These studies, both bound by confidentiality agreements, provided pivotal scientific evidence to support new air quality standards that save hundreds of thousands of lives in the U.S. each year.

Fortunately, there is growing awareness of and concern about the proposed transparency rule. At their recent meeting, the Science Advisory Board (SAB) unanimously voted to review the secret science policy as well as the research underlying regulations that limit greenhouse gas emissions and are slated for repeal (e.g., Clean Power Plan, vehicle emissions standards). More than 20 additional speakers representing diverse industries also spoke at the meeting and advocated for full scientific reviews.

A bipartisan group of more than 100 members of Congress recently urged Pruitt to withdraw the transparency rule. Their letter explains that the rule would limit the scientific research available during the rulemaking process and, in that way, undermine the Agency’s scientific integrity with an “opaque process allowing EPA to selectively suppress scientific evidence without accountability and in the process undermine bedrock environmental laws.”

They also note how the rule is sharply at odds with the transparency it claims to promote by authorizing the EPA administrator to grant exceptions without sharing the rationale or providing opportunity for comment or appeal.

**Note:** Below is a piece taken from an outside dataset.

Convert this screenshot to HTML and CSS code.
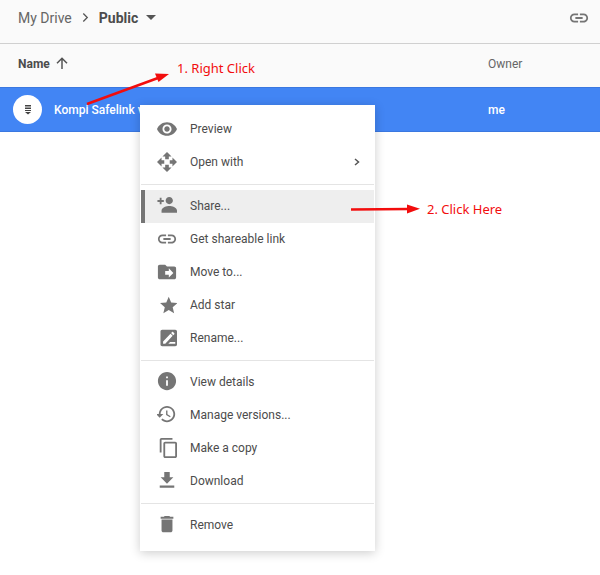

Lawmakers further explained in their letter that the proposed rule would be costly (likely over $250 million annually) and burdensome for EPA and researchers, based on an analysis of expected costs of the similar but defeated Secret Science Reform Act. 

Transparency establishes trust and legitimacy and should underlie public decision-making processes. As former EPA Administrator Gina McCarthy explained to Congress in her nomination hearing, “Transparency is all about letting in and embracing new ideas, new technologies and new approaches. No individual entity or agency, no matter how smart, how old or how experienced, can afford to stop learning.” The proposed transparency rule does just the opposite by restricting the ideas and science available to the EPA.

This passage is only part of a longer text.